Consider what governance your organization needs to move past regulatory-driven privacy protection into data and data-use ethics. Data, data use, and AI ethics involve more than privacy. Some organizations are adopting principles around explainability, societal benefit, and fairness, among other principles. Identify which principles are relevant, and more importantly, what these principles mean to your organization. Get wide executive agreement on these principles, and translate them into concrete standards and procedures for each practice within your organization to enact trust-driven approaches.
Appreciate the differences between AI and software. Find the best connection points with AI development teams, given their experimentation-driven approach. There should be oversight as to where and when in the development process data is accessed, cleaned, manipulated, augmented, protected. Doing so can enable more thorough analysis of broader ethical considerations—privacy and beyond.
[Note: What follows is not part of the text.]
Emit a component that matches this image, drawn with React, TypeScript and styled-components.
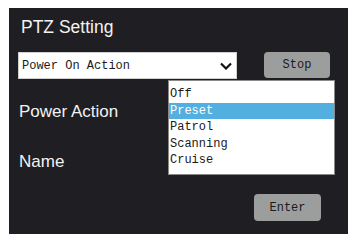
import React from "react";
import styled, { createGlobalStyle } from "styled-components";

const Global = createGlobalStyle`
  html, body { margin: 0; padding: 0; background: #ffffff; }
  body { font-family: "Liberation Sans", Arial, sans-serif; }
`;

const Panel = styled.div`
  position: relative;
  box-sizing: border-box;
  margin: 8px 0 0 9px;
  width: 339px;
  height: 226px;
  padding: 9px 18px 0 9px;
  background: #1f1e22;
  display: flex;
  flex-direction: column;
`;

const Title = styled.div`
  font-family: "Liberation Sans", Arial, sans-serif;
  font-size: 17.5px;
  line-height: 20px;
  color: #f2f2f2;
  padding-left: 3px;
`;

const SelectRow = styled.div`
  margin-top: 15px;
  display: flex;
  align-items: flex-start;
  gap: 27px;
`;

const SelectBox = styled.div`
  box-sizing: border-box;
  width: 219px;
  height: 27px;
  background: #ffffff;
  border: 1px solid #d0d0d0;
  display: flex;
  align-items: center;
  justify-content: space-between;
  padding: 0 4px 0 3px;
  font-family: "Liberation Mono", "Courier New", monospace;
  font-size: 12px;
  color: #1a1a1a;
`;

const Button = styled.div<{ $w: number; $h: number }>`
  box-sizing: border-box;
  width: ${(p) => p.$w}px;
  height: ${(p) => p.$h}px;
  background: #9c9e9d;
  border-radius: 4px;
  display: flex;
  align-items: center;
  justify-content: center;
  font-family: "Liberation Mono", "Courier New", monospace;
  font-size: 12px;
  color: #1a1a1a;
`;

const Label = styled.div<{ $mt: number }>`
  margin-top: ${(p) => p.$mt}px;
  padding-left: 1px;
  font-family: "Liberation Sans", Arial, sans-serif;
  font-size: 17px;
  line-height: 20px;
  color: #f2f2f2;
`;

const EnterRow = styled.div`
  margin-top: 22.5px;
  display: flex;
  justify-content: flex-end;
  padding-right: 9px;
`;

const List = styled.ul`
  position: absolute;
  left: 159px;
  top: 72px;
  box-sizing: border-box;
  width: 167px;
  height: 95px;
  margin: 0;
  padding: 5px 0 0 0;
  list-style: none;
  background: #ffffff;
  border: 1px solid #8a8a8a;
  font-family: "Liberation Mono", "Courier New", monospace;
  font-size: 12px;
`;

const Item = styled.li<{ $active?: boolean }>`
  height: 16.5px;
  line-height: 16.5px;
  padding-left: 1px;
  background: ${(p) => (p.$active ? "#53afe0" : "transparent")};
  color: ${(p) => (p.$active ? "#ffffff" : "#1a1a1a")};
`;

const Chevron = () => (
  <svg width="12" height="8" viewBox="0 0 12 8">
    <polyline
      points="1,1.5 6,6.5 11,1.5"
      fill="none"
      stroke="#111"
      strokeWidth="2.2"
      strokeLinecap="butt"
      strokeLinejoin="miter"
    />
  </svg>
);

const options = ["Off", "Preset", "Patrol", "Scanning", "Cruise"];

export default function App() {
  return (
    <>
      <Global />
      <Panel>
        <Title>PTZ Setting</Title>
        <SelectRow>
          <SelectBox>
            <span>Power On Action</span>
            <Chevron />
          </SelectBox>
          <Button $w={66} $h={26}>Stop</Button>
        </SelectRow>
        <Label $mt={22.5}>Power Action</Label>
        <Label $mt={30}>Name</Label>
        <EnterRow>
          <Button $w={67} $h={27}>Enter</Button>
        </EnterRow>
        <List>
          {options.map((o) => (
            <Item key={o} $active={o === "Preset"}>
              {o}
            </Item>
          ))}
        </List>
      </Panel>
    </>
  );
}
Build off what you have. No one wants burdensome governance and compliance. But expanding governance practices unnecessarily can lead to poor compliance down the line. Building off the processes that already exist can help reduce any friction and change management required to gain effective oversight. Most use of personal data already requires a Privacy Impact Assessment or a GDPR-required Data Protection Impact Assessment in higher risk data scenarios. Augment these requirements with additional questions relating to AI, and mandate their use across all AI development. Place particular focus on questions to identify and assess the likelihood and significance of benefits, risks, and mitigation controls. Recognize this action to be a benefit-risk decision-making tool, and bring a broad cross-section of internal stakeholders to the decision input.
Align on language. And don’t go it alone: anticipate any differences in how terminology is used between privacy and AI teams. Educate and collaborate to develop a shared understanding of these terms. Collaborative governance with a multilayer approach can help reduce friction and provide the broad range of perspectives necessary for your organization to develop robust and lasting mechanisms for ethical AI.
Use AI techniques to address privacy issues. While AI introduces a number of complications in dealing with privacy, it also provides a few innovative ways of solving privacy issues. New techniques like homomorphic encryption and differential privacy enable data sharing through encryption or noise-induction. Federated learning allows insights to be generated locally and aggregated without revealing private data. As an active space for research, AI will undoubtedly yield new applications that may enable privacy protection.